A new high-definition image from NASA’s James Webb Space Telescope’s near-infrared camera (NIRCam) unveils intricate details of supernova remnant Cassiopeia A (Cas A), and shows the expanding shell of material slamming into the gas shed by the star before it exploded about 300 years ago.
The most noticeable colors in Webb’s newest image are clumps of bright orange and light pink that make up the inner shell of the supernova remnant. These tiny knots of gas, comprised of sulfur, oxygen, argon, and neon from the star itself, are only detectable by NIRCam’s exquisite resolution, and give researchers a hint at how the dying star shattered like glass when it exploded.
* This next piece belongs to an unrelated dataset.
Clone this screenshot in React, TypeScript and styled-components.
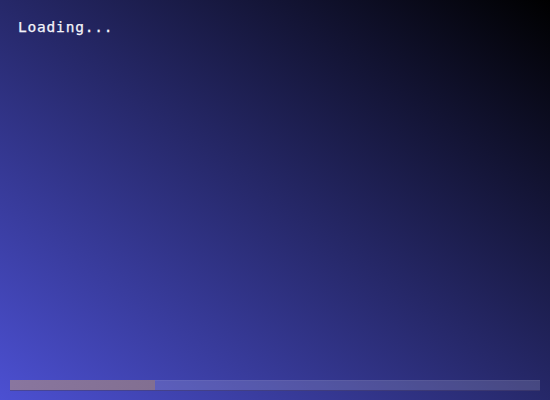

The outskirts of the main inner shell looks like smoke from a campfire. This marks where ejected material from the exploded star is ramming into surrounding circumstellar material. Researchers say this white color is light from synchrotron radiation. It is generated by charged particles traveling at extremely high speeds spiraling around magnetic field lines.
There are also several light echoes visible in this image. This is where light from the star’s long-ago explosion has reached, and is warming, distant dust, that is glowing as it cools down.